User-defined events are not supported. All events provided out of the box.
As an extension, we might add the following types of sinks: webhook sink, table sink, kafka sink, etc.
The performance degradation is not expected to happen for no-op sink. It means that there must not be an operational overhead in eventlog itself.
The “fire and forget” principle for every producer. Any piece of code that is supposed to be a source of some events must not filter or prepare an event in some custom manner. Everything should be done on the EventLog component side. It should be similar to logging heavy stuff in debug mode: lazy calculations done through lambda.
An event is a record of an occurrence within the system. It contains:
Field | Type | Description |
---|---|---|
Type | EventType | Event type enum. |
User | User | The subject of the event. If there is no user available in the context of producer, set SYSTEM. |
Timestamp | Timestamp | Nanoseconds since the Unix epoch. |
ProductVersion | String | Ignite version (can help with migrations). |
Fields | Map<String, Object> | Data object that contains some specific for EventType info. |
This is an enum defining the nature of the event. The complete set of EventTypes is beyond the scope of this proposal. This should be an extendable type.
Examples of EventType: TABLE_CREATED, TOPOLOGY_CHANGED, CLUSTER_CONFIG_UPDATED, NODE_CONFIG_UPDATED.
Event Type | Related data filed | Description |
---|---|---|
CONNECTION_ESTABLISHED | nodeId, connection info | Every time the connection is established with the client. Connection info contains information about the client. |
CONNECTION_CLOSED | nodeId, connection info | Every time the connection is closed. Same data as in CONNECTION_ESTABLISHED. |
This refers to the initiator of an event. Can contain the following information: username, authProvider, IP, etc.
Field | Type | Description |
---|---|---|
username | String | Plain username that is the same as in cluster configuration. If it is a “system event” (there is no user in the context), the SYSTEM user should be used. |
authenticationProvider | String | The name of the authentication provider that was used. |
{ "type": "CONNECTION_ESTABLISHED", "user": { "username": "apakhomov", "authenticationProvider": "basic" }, "time": 12324325, "verion": "3.0.0", "data": { "nodeId": "sidf-124f0-asdf-1wedf", "connectionInfo": { "clientIp": "123.123.123.123", // more fields here } } }
A Channel is a configurable set of Events.

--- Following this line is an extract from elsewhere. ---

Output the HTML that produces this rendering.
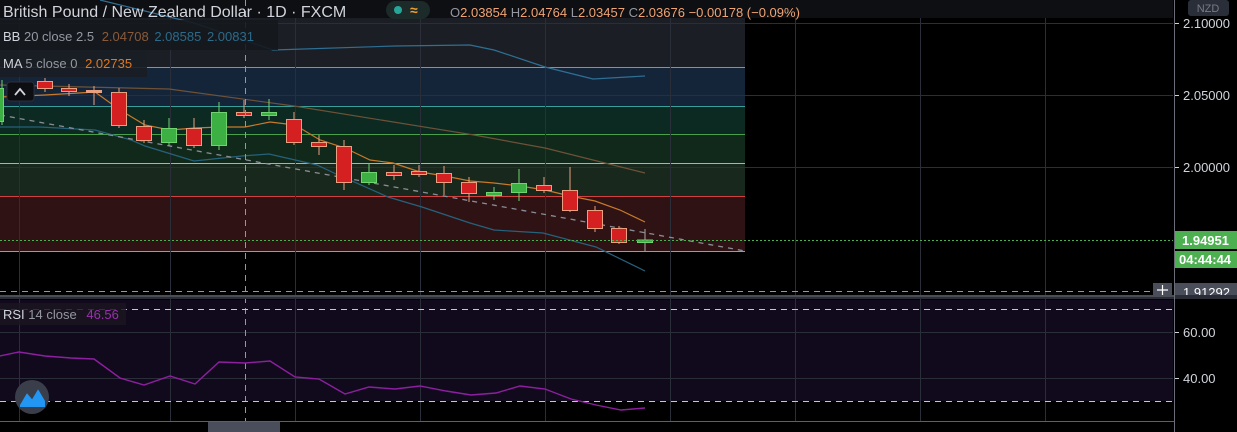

Channels are configured via cluster configuration.
From configuration part it should allow to define the following properties:
This is a user-configurable entity that is also configured via cluster configuration. A Sink defines where events from Channel(s) should be sent to. Examples: logger sink, kafka sink, webhook sink, table sink. Sink has one method that can be called by channel: write(Event). Write does not guarantee that the Event is really written and won’t be lost. But a user can configure a sink that does flush on every write (log4j with synchronous appender and immediateFlush = true).
The eventlog.sinks.<name>.type = “log” defines the Log Sink where <name> is the name of the unique cluster-wide name. NamedList should be used to define sinks and their names. Here are properties that are Log Sink specific:
We should not use the EventLog to implement some internal stuff. That might be useful from the first point of view: events are well-defined and a piece of java code can be imported and used as a “source of events in the system”. But the thing is that this is the user-configurable feature. They can modify/delete channel/sink configurations. The feature itself is disabled by default. To limit the usage of the EventLog in Ignite 3 codebase we should use well-defined modules with minimal public API exposed. Arch Unit tests should be written in order to prevent the misuse.
For now we allow only cluster-wide configuration of EventLog. It means that each node will have channels and sinks that are defined in cluster configuration. As a future improvement we might want to have some sink on some nodes.
eventlog: { channels.authenticationChannel: { enabled: true, events: [CONNECTION_ESTABLISHED, CONNECTION_CLOSED] }, sinks.localLogSink: { type: "log", category: "authLogCategory", level: "INFO", channel: "authenticationChannel" } }